> Requirement
Set every record down verbatim and omit the pictures.

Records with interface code
_ _ _ _ _ _ _
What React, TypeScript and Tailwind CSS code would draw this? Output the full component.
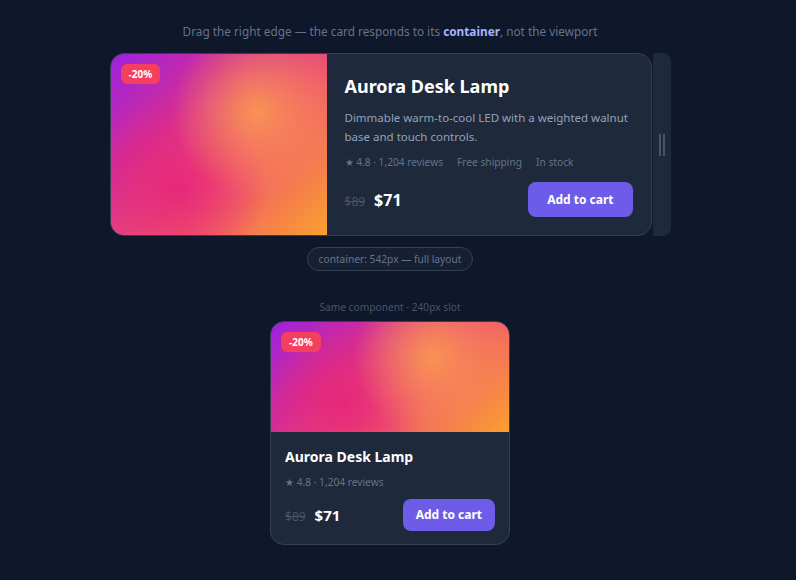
import { ReactNode } from "react";

const font = { fontFamily: '"Noto Sans", "Open Sans", sans-serif' };

type Product = {
  name: string;
  desc: string;
  rating: number;
  reviews: string;
  was: number;
  price: number;
  discount: string;
};

const lamp: Product = {
  name: "Aurora Desk Lamp",
  desc: "Dimmable warm-to-cool LED with a weighted walnut base and touch controls.",
  rating: 4.8,
  reviews: "1,204",
  was: 89,
  price: 71,
  discount: "-20%",
};

// warm aurora blend behind the product
const glow =
  "bg-[radial-gradient(circle_at_68%_32%,rgba(250,150,82,0.95)_0%,rgba(250,150,82,0)_45%),radial-gradient(circle_at_30%_74%,rgba(232,38,120,0.95)_0%,rgba(232,38,120,0)_45%),linear-gradient(135deg,#9b22e0_0%,#d02c9a_30%,#ee5470_58%,#fba02e_100%)]";

const ProductCard = ({ p }: { p: Product }) => (
  <div className="@container w-full">
    <div className="flex flex-col @[420px]:flex-row rounded-[14px] border border-[#334155] bg-[#1e293b] overflow-hidden">
      <div className={`relative h-[110px] @[420px]:h-auto @[420px]:w-[40%] shrink-0 ${glow}`}>
        <span className="absolute left-[10px] top-[10px] rounded-[6px] bg-[#f43f5e] px-[8px] py-[3px] text-[10px] font-bold leading-[14px] text-white">
          {p.discount}
        </span>
      </div>
      <div className="flex flex-1 flex-col px-[14px] pt-[14px] pb-[13px] @[420px]:px-[18px] @[420px]:pt-[18px] @[420px]:pb-[18px]">
        <h3 className="text-[14px] leading-[22px] @[420px]:text-[18px] @[420px]:leading-[28px] font-bold text-white">
          {p.name}
        </h3>
        <p className="hidden @[420px]:block mt-[8px] text-[11.5px] leading-[19px] text-[#94a3b8]">
          {p.desc}
        </p>
        <div className="mt-[6px] @[420px]:mt-[8px] flex gap-[14px] text-[10.2px] leading-[16px] text-[#64748b]">
          <span>
            ★ {p.rating} · {p.reviews} reviews
          </span>
          <span className="hidden @[420px]:inline">Free shipping</span>
          <span className="hidden @[420px]:inline">In stock</span>
        </div>
        <div className="mt-[9px] @[420px]:mt-[12px] flex items-center justify-between">
          <div className="flex items-baseline gap-[9px]">
            <span className="text-[12px] text-[#475569] line-through">${p.was}</span>
            <span className="text-[15px] @[420px]:text-[16px] font-bold text-white">${p.price}</span>
          </div>
          <button className="h-[32px] @[420px]:h-[35px] rounded-[8px] bg-[#6c5ce7] px-[13px] @[420px]:px-[19px] text-[12px] font-bold text-white">
            Add to cart
          </button>
        </div>
      </div>
    </div>
  </div>
);

const Resizable = ({ children }: { children: ReactNode }) => (
  <div className="flex items-stretch gap-[1px]">
    <div className="w-[542px]">{children}</div>
    <div className="flex w-[18px] items-center justify-center gap-[2px] rounded-r-[8px] bg-[#1e293b]">
      <span className="h-[22px] w-[2px] bg-[#475569]" />
      <span className="h-[22px] w-[2px] bg-[#475569]" />
    </div>
  </div>
);

export default function App() {
  return (
    <div className="min-h-screen bg-[#0f172a]" style={font}>
      <div className="flex w-[780px] flex-col items-center pt-[22px]">
        <p className="text-[11.8px] leading-[18px] text-[#64748b]">
          Drag the right edge — the card responds to its{" "}
          <b className="font-bold text-[#a5b4fc]">container</b>, not the viewport
        </p>
        <div className="mt-[13px]">
          <Resizable>
            <ProductCard p={lamp} />
          </Resizable>
        </div>
        <span className="mt-[11px] rounded-full border border-[#334155] bg-[#172033] px-[11px] py-[4px] text-[10.2px] leading-[14px] text-[#64748b]">
          container: 542px — full layout
        </span>
        <p className="mt-[28px] text-[10.2px] leading-[16px] text-[#475569]">
          Same component · 240px slot
        </p>
        <div className="mt-[6px] w-[240px]">
          <ProductCard p={lamp} />
        </div>
      </div>
    </div>
  );
}
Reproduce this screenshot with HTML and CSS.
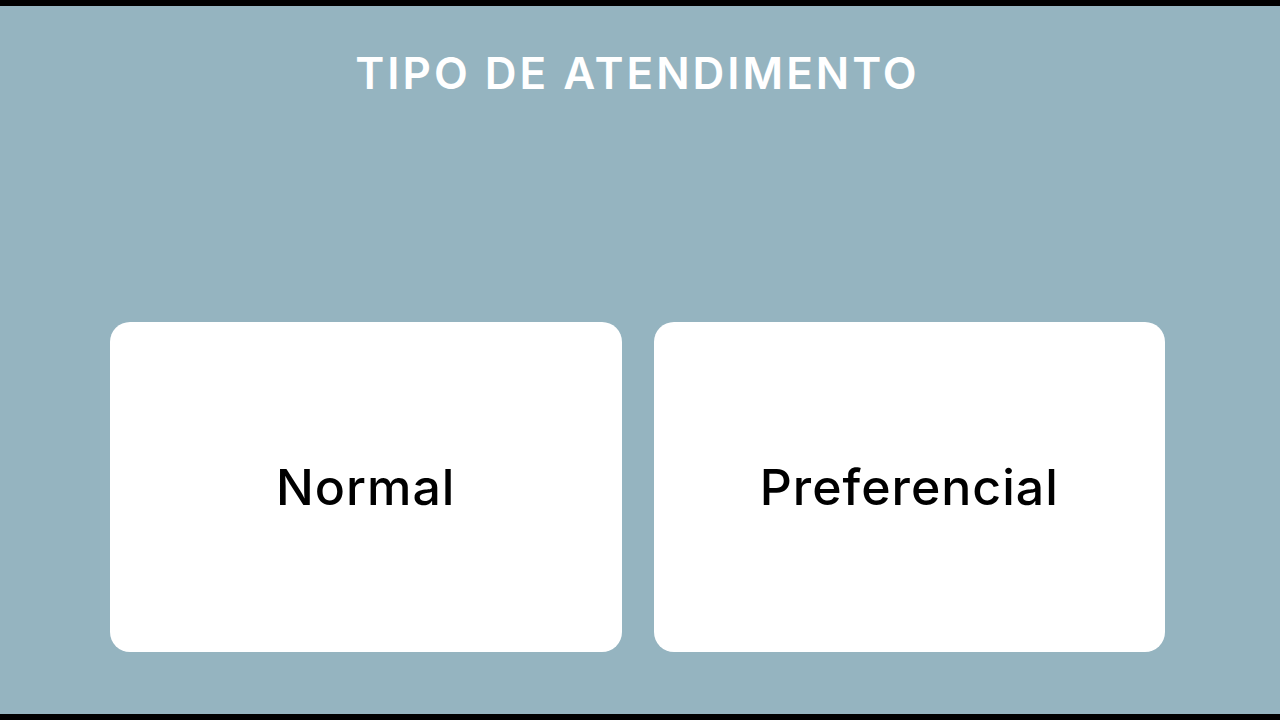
_ _ _ _ _ _ _
> Output
What React, TypeScript and Tailwind CSS code would draw this? Output the full component.
import { ReactNode } from "react";

const font = { fontFamily: '"Noto Sans", "Open Sans", sans-serif' };

type Product = {
  name: string;
  desc: string;
  rating: number;
  reviews: string;
  was: number;
  price: number;
  discount: string;
};

const lamp: Product = {
  name: "Aurora Desk Lamp",
  desc: "Dimmable warm-to-cool LED with a weighted walnut base and touch controls.",
  rating: 4.8,
  reviews: "1,204",
  was: 89,
  price: 71,
  discount: "-20%",
};

// warm aurora blend behind the product
const glow =
  "bg-[radial-gradient(circle_at_68%_32%,rgba(250,150,82,0.95)_0%,rgba(250,150,82,0)_45%),radial-gradient(circle_at_30%_74%,rgba(232,38,120,0.95)_0%,rgba(232,38,120,0)_45%),linear-gradient(135deg,#9b22e0_0%,#d02c9a_30%,#ee5470_58%,#fba02e_100%)]";

const ProductCard = ({ p }: { p: Product }) => (
  <div className="@container w-full">
    <div className="flex flex-col @[420px]:flex-row rounded-[14px] border border-[#334155] bg-[#1e293b] overflow-hidden">
      <div className={`relative h-[110px] @[420px]:h-auto @[420px]:w-[40%] shrink-0 ${glow}`}>
        <span className="absolute left-[10px] top-[10px] rounded-[6px] bg-[#f43f5e] px-[8px] py-[3px] text-[10px] font-bold leading-[14px] text-white">
          {p.discount}
        </span>
      </div>
      <div className="flex flex-1 flex-col px-[14px] pt-[14px] pb-[13px] @[420px]:px-[18px] @[420px]:pt-[18px] @[420px]:pb-[18px]">
        <h3 className="text-[14px] leading-[22px] @[420px]:text-[18px] @[420px]:leading-[28px] font-bold text-white">
          {p.name}
        </h3>
        <p className="hidden @[420px]:block mt-[8px] text-[11.5px] leading-[19px] text-[#94a3b8]">
          {p.desc}
        </p>
        <div className="mt-[6px] @[420px]:mt-[8px] flex gap-[14px] text-[10.2px] leading-[16px] text-[#64748b]">
          <span>
            ★ {p.rating} · {p.reviews} reviews
          </span>
          <span className="hidden @[420px]:inline">Free shipping</span>
          <span className="hidden @[420px]:inline">In stock</span>
        </div>
        <div className="mt-[9px] @[420px]:mt-[12px] flex items-center justify-between">
          <div className="flex items-baseline gap-[9px]">
            <span className="text-[12px] text-[#475569] line-through">${p.was}</span>
            <span className="text-[15px] @[420px]:text-[16px] font-bold text-white">${p.price}</span>
          </div>
          <button className="h-[32px] @[420px]:h-[35px] rounded-[8px] bg-[#6c5ce7] px-[13px] @[420px]:px-[19px] text-[12px] font-bold text-white">
            Add to cart
          </button>
        </div>
      </div>
    </div>
  </div>
);

const Resizable = ({ children }: { children: ReactNode }) => (
  <div className="flex items-stretch gap-[1px]">
    <div className="w-[542px]">{children}</div>
    <div className="flex w-[18px] items-center justify-center gap-[2px] rounded-r-[8px] bg-[#1e293b]">
      <span className="h-[22px] w-[2px] bg-[#475569]" />
      <span className="h-[22px] w-[2px] bg-[#475569]" />
    </div>
  </div>
);

export default function App() {
  return (
    <div className="min-h-screen bg-[#0f172a]" style={font}>
      <div className="flex w-[780px] flex-col items-center pt-[22px]">
        <p className="text-[11.8px] leading-[18px] text-[#64748b]">
          Drag the right edge — the card responds to its{" "}
          <b className="font-bold text-[#a5b4fc]">container</b>, not the viewport
        </p>
        <div className="mt-[13px]">
          <Resizable>
            <ProductCard p={lamp} />
          </Resizable>
        </div>
        <span className="mt-[11px] rounded-full border border-[#334155] bg-[#172033] px-[11px] py-[4px] text-[10.2px] leading-[14px] text-[#64748b]">
          container: 542px — full layout
        </span>
        <p className="mt-[28px] text-[10.2px] leading-[16px] text-[#475569]">
          Same component · 240px slot
        </p>
        <div className="mt-[6px] w-[240px]">
          <ProductCard p={lamp} />
        </div>
      </div>
    </div>
  );
}
Reproduce this screenshot with HTML and CSS.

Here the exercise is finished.